A group of eighteen states and the District of Columbia filed a complaint in Delaware District Court against Abbot Laboratories, Fournier Industrie et Sante and Laboratoires Fournier S.A. under the Sherman Act, alleging an unlawful monopolization of the fenofibrate market. Defendants allegedly feared that competition from generic manufacturers would reduce profits from their TriCor product, a drug which regulates triglyceride and cholesterol levels. The complaint can be viewed here.
In re infoUSA, Inc. Shareholders Litigation, Consol. C.A. No. 1956-CC (March 17, 2008).
A special litigation committee was formed by the board of infoUSA, Inc. at the end of December, after a motion to dismiss derivative litigation had been denied and after a finding had been made by the Court of Chancery that demand was excused. The SLC moved to stay the ongoing derivative litigation in January, seeking a period of 150 days in which it could investigate the substance of the claims in the action. The plaintiffs opposed such a stay, asserting that the SLC was formed "too late" and should not be allowed to derail the ongoing litigation.
The Court of Chancery rejected this position: "The fact that I have already determined that demand is excused demonstrates why the board must act by means of a special committee; it does not in any way explain why it cannot act through an SLC." Consequently, the requested stay was granted.

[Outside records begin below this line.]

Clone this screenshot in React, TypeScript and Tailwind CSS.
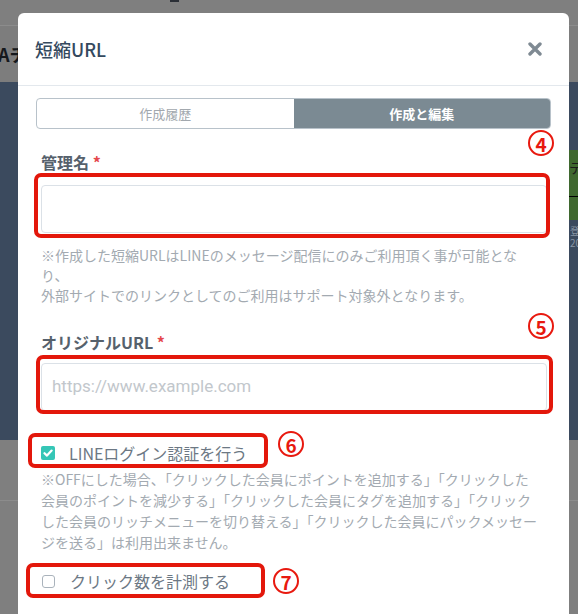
const font = "font-['Noto_Sans_CJK_JP','Noto_Sans',sans-serif]";

const Circled = ({ n, className }: { n: string; className: string }) => (
  <div
    className={
      "absolute w-[26px] h-[26px] rounded-full border-2 border-[#e8190f] flex items-center justify-center text-[#e8190f] text-[19px] font-bold leading-none bg-white " +
      className
    }
  >
    {n}
  </div>
);

const Mark = ({ className }: { className: string }) => (
  <div className={"absolute border-[4px] border-[#e3170b] rounded-[7px] pointer-events-none " + className}></div>
);

const Check = ({ on }: { on: boolean }) =>
  on ? (
    <span className="w-[14px] h-[14px] rounded-[2px] bg-[#35c6b6] flex items-center justify-center shrink-0">
      <svg width="10" height="10" viewBox="0 0 10 10">
        <path d="M1.5 5.2 L4 7.6 L8.6 2.6" fill="none" stroke="white" strokeWidth="2.2" strokeLinecap="round" strokeLinejoin="round" />
      </svg>
    </span>
  ) : (
    <span className="w-[13px] h-[13px] rounded-[3px] border border-[#aab3bc] bg-white shrink-0"></span>
  );

function Background() {
  return (
    <div className="absolute inset-0 flex flex-col">
      <div className="h-[25px] bg-[#7f7f7f] relative">
        <div className="absolute left-[170px] top-0 w-[9px] h-[2px] bg-[#2b2f36]"></div>
      </div>
      <div className="h-px bg-[#8c8c8c]"></div>
      <div className="h-[56px] bg-[#7d7d7d] flex items-center">
        <span className="text-[18px] text-[#15181c] font-bold -ml-[2px]">Aチ</span>
      </div>
      <div className="h-[358px] bg-[#3b4a5e] relative">
        <div className="absolute left-[569px] top-[68px] w-[12px] h-[70px] bg-[#3f682f] overflow-hidden">
          <span className="block text-[14px] leading-none mt-[10px] text-[#1b1b1b]">テ</span>
          <div className="h-px bg-black mt-[22px]"></div>
        </div>
        <div className="absolute left-[570px] top-[143px] text-[10px] text-[#8894a3] leading-[12px]">
          <div>登</div>
          <div>20</div>
        </div>
      </div>
      <div className="h-[60px] bg-[#7f7f7f]"></div>
      <div className="h-px bg-[#8c8c8c]"></div>
      <div className="flex-1 bg-[#7f7f7f]"></div>
    </div>
  );
}

export default function App() {
  return (
    <div className={"relative w-[578px] h-[614px] overflow-hidden " + font}>
      <Background />
      <div className="absolute left-[18px] top-[13px] w-[551px] h-[640px] bg-white rounded-[6px]">
        <div className="h-[73px] flex items-center justify-between pl-[17px] pr-[27px] border-b border-[#e3e8ed]">
          <h1 className="text-[18px] text-[#34495e] font-medium">短縮URL</h1>
          <svg width="14" height="14" viewBox="0 0 14 14">
            <path d="M2 2 L12 12 M12 2 L2 12" stroke="#7f8a93" strokeWidth="3.4" strokeLinecap="round" />
          </svg>
        </div>

        <div className="mx-[18px] mt-[12px] h-[31px] flex border border-[#b8c2ca] rounded-[4px] overflow-hidden text-[13px]">
          <div className="flex-1 flex items-center justify-center text-[#a2a8ae]">作成履歴</div>
          <div className="flex-1 flex items-center justify-center bg-[#7b8a93] text-white font-bold">作成と編集</div>
        </div>

        <div className="px-[23px] pr-[22px]">
          <div className="mt-[21px] text-[16px] leading-[24px] font-bold text-[#56616c]">
            管理名 <span className="text-[#e5484d]">*</span>
          </div>
          <div className="mt-[11px] h-[48px] border border-[#dbe1e7] rounded-[4px]"></div>
          <p className="mt-[12px] text-[14px] leading-[20px] text-[#a3aab1] whitespace-nowrap">
            ※作成した短縮URLはLINEのメッセージ配信にのみご利用頂く事が可能とな
            <br />
            り、
            <br />
            外部サイトでのリンクとしてのご利用はサポート対象外となります。
          </p>

          <div className="mt-[25px] text-[16px] leading-[24px] font-bold text-[#56616c]">
            オリジナルURL <span className="text-[#e5484d]">*</span>
          </div>
          <div className="mt-[9px] h-[48px] border border-[#dbe1e7] rounded-[4px] flex items-center px-[10px] text-[17px] text-[#c2c7cc] font-['Roboto',sans-serif]">
            https://www.example.com
          </div>

          <label className="mt-[30px] flex items-center gap-[14px] text-[16px] leading-[24px] text-[#6c7884]">
            <Check on={true} />
            LINEログイン認証を行う
          </label>
          <p className="mt-[4px] text-[14px] leading-[21px] text-[#a3aab1] whitespace-nowrap">
            ※OFFにした場合、「クリックした会員にポイントを追加する」「クリックした
            <br />
            会員のポイントを減少する」「クリックした会員にタグを追加する」「クリック
            <br />
            した会員のリッチメニューを切り替える」「クリックした会員にパックメッセー
            <br />
            ジを送る」は利用出来ません。
          </p>

          <label className="mt-[16px] flex items-center gap-[15px] text-[16px] leading-[24px] text-[#6c7884] pl-[1px]">
            <Check on={false} />
            クリック数を計測する
          </label>
        </div>

        <Circled n="4" className="left-[510px] top-[117px]" />
        <Mark className="left-[16px] top-[160px] w-[516px] h-[65px]" />
        <Circled n="5" className="left-[510px] top-[300px]" />
        <Mark className="left-[18px] top-[342px] w-[517px] h-[59px]" />
        <Mark className="left-[10px] top-[420px] w-[240px] h-[35px]" />
        <Circled n="6" className="left-[260px] top-[418px]" />
        <Mark className="left-[8px] top-[550px] w-[239px] h-[35px]" />
        <Circled n="7" className="left-[255px] top-[555px]" />
      </div>
    </div>
  );
}
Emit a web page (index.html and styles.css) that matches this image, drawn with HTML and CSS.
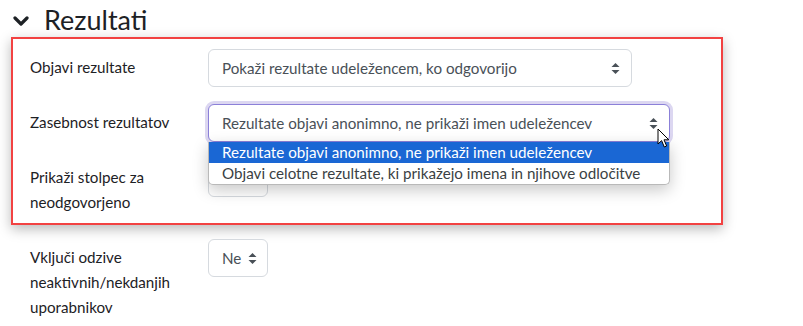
FILE: index.html
```html
<!DOCTYPE html>
<html lang="sl">
<head>
<meta charset="utf-8">
<link rel="stylesheet" href="styles.css">
</head>
<body>
<div class="page">
  <h3 class="section">
    <svg class="chev" width="16" height="12" viewBox="0 0 16 12"><polyline points="2,3 8,9 14,3" fill="none" stroke="#1d2125" stroke-width="3.2" stroke-linecap="round" stroke-linejoin="round"/></svg>
    <span>Rezultati</span>
  </h3>
  <div class="highlight">
    <div class="row">
      <div class="label">Objavi rezultate</div>
      <div class="select w1"><span>Pokaži rezultate udeležencem, ko odgovorijo</span><svg class="caret" width="9" height="13" viewBox="0 0 9 13"><path d="M4.5 1 L8.5 5 H0.5 Z M4.5 12 L8.5 8 H0.5 Z" fill="#495057"/></svg></div>
    </div>
    <div class="row">
      <div class="label">Zasebnost rezultatov</div>
      <div class="field">
        <div class="select w2 focus"><span>Rezultate objavi anonimno, ne prikaži imen udeležencev</span><svg class="caret" width="9" height="13" viewBox="0 0 9 13"><path d="M4.5 1 L8.5 5 H0.5 Z M4.5 12 L8.5 8 H0.5 Z" fill="#495057"/></svg></div>
        <ul class="dropdown">
          <li class="sel">Rezultate objavi anonimno, ne prikaži imen udeležencev</li>
          <li>Objavi celotne rezultate, ki prikažejo imena in njihove odločitve</li>
        </ul>
        <svg class="cursor" width="14" height="21" viewBox="0 0 14 21"><path d="M1 1 L1 16 L4.6 12.6 L7.3 19 L9.6 18 L7 11.8 L11.8 11.8 Z" fill="#fff" stroke="#000" stroke-width="1" stroke-linejoin="round"/></svg>
      </div>
    </div>
    <div class="row">
      <div class="label">Prikaži stolpec za neodgovorjeno</div>
      <div class="select small"></div>
    </div>
  </div>
  <div class="row outer">
    <div class="label">Vključi odzive neaktivnih/nekdanjih uporabnikov</div>
    <div class="select small"><span>Ne</span><svg class="caret" width="9" height="13" viewBox="0 0 9 13"><path d="M4.5 1 L8.5 5 H0.5 Z M4.5 12 L8.5 8 H0.5 Z" fill="#495057"/></svg></div>
  </div>
</div>
</body>
</html>
```
FILE: styles.css
```css
* { box-sizing: border-box; }
html, body { margin: 0; padding: 0; background: #fff; }
body {
  font-family: "Lato", "Noto Sans", sans-serif;
  font-size: 15.2px;
  color: #1d2125;
  overflow: hidden;
}
.page { width: 803px; height: 326px; }
.section {
  display: flex;
  align-items: center;
  margin: 0;
  height: 37px;
  padding-left: 13px;
  padding-top: 2px;
  font-size: 27px;
  font-weight: 400;
  gap: 15px;
  line-height: 1;
}
.chev { flex: none; margin-top: 2px; }
.highlight {
  margin-left: 11px;
  width: 712px;
  border: 2px solid #f24242;
  box-shadow: 0 4px 12px rgba(0,0,0,0.28);
  padding: 10px 0 8px 17px;
}
.row {
  display: flex;
  align-items: flex-start;
  margin-bottom: 17px;
}
.highlight .row:last-child { margin-bottom: 0; }
.row.outer { padding-left: 30px; margin-top: 14px; }
.label {
  width: 160px;
  margin-right: 18px;
  line-height: 25px;
  padding-top: 6px;
}
.field { position: relative; }
.select {
  height: 38px;
  border: 1px solid #d6dadf;
  border-radius: 6px;
  display: flex;
  align-items: center;
  justify-content: space-between;
  padding: 0 11px 0 13px;
  color: #495057;
  background: #fff;
}
.caret { flex: none; }
.w1 { width: 424px; }
.w2 { width: 462px; }
.small { width: 60px; padding-right: 10px; }
.focus {
  border-color: #8b80d8;
  box-shadow: 0 0 0 3px #dcd7f1;
}
.dropdown {
  position: absolute;
  left: 0;
  top: 38px;
  width: 462px;
  margin: 0;
  padding: 0;
  list-style: none;
  background: #fff;
  border: 1px solid #b9b9b9;
  border-top: none;
  border-radius: 0 0 5px 5px;
  box-shadow: 0 5px 16px rgba(0,0,0,0.22);
  overflow: hidden;
}
.dropdown li {
  height: 21px;
  line-height: 21px;
  padding-left: 13px;
  color: #3a3f44;
  white-space: nowrap;
}
.dropdown li.sel { background: #1a67d4; color: #fff; }
.cursor {
  position: absolute;
  left: 449px;
  top: 24px;
}
```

The Court also rejected as premature any challenge to the independence of the SLC, finding it serves the purposes of judicial economy to do so after the SLC issues its report. The letter opinion can be viewed here.
This is a useful decision on the proper interpretation of a bylaw that governs stockholder proxy proposals in light of SEC Rule 14a-8. The Court held that the bylaw only applied to stockholder requests to have a proposal included in the company's proxy materials under rule 14a-8. In that way the Court again emphasized that Delaware interprets bylaws so as to increase the ability of stockholders to vote.
In the latest of the Chancery decisions on complaints challenging the grant of options, the Court has explained what it takes to state a derivative complaint that excuses demand on the Board. Briefly, the Court here focused on what was disclosed to the stockholders when they were asked to approve option plans or elect directors who had received option grants. First, full disclosure is required, particularly of practices that are likely to lead to increasing the value of the options, such as the bullet-dodging alleged in this case.
Second, the fact that a majority of the board received the options also made them interested enough to excuse demand.
For a long time it has been evident that some plaintiffs show up frequently as class representatives. The recent scandal involving perhaps the major securities class action law firm has only reminded everyone of the odd "coincidence" that one person could have so many class actions to bring. Now the Court of Chancery has done something about it and a warning has been issued as a result. This decision awarded attorney fees to the defendants in a man-bites-dog twist to the ending of a class action.
Of course, the facts in this case are highly unusual. When the named plaintiff tried unsuccessfully to have the court approve a settlement basically for attorney fees alone, he then tried to just dismiss the case, conditioned upon defendants' agreement to keep certain information confidential. Instead, the defendants fought back and discovered the named class representative had a string of investment entities that in turn owned very small stakes in many publicly owned corporations. No rational financial purpose justified these investments, except as a way to pursue law suits. When the plaintiff conditioned settlement on secrecy, the court held that was bad faith and awarded attorney fees to the defendants for resisting such a dismissal.
It is now likely that we will see much more aggressive pursuit of oppositions to class certifications. Discovery of the named plaintiff and his connections to the class counsel will be the new trend. As this decision illustrates, the ability to do data searches to find all the actions filed by a plaintiff and any law firm will also aid in that effort.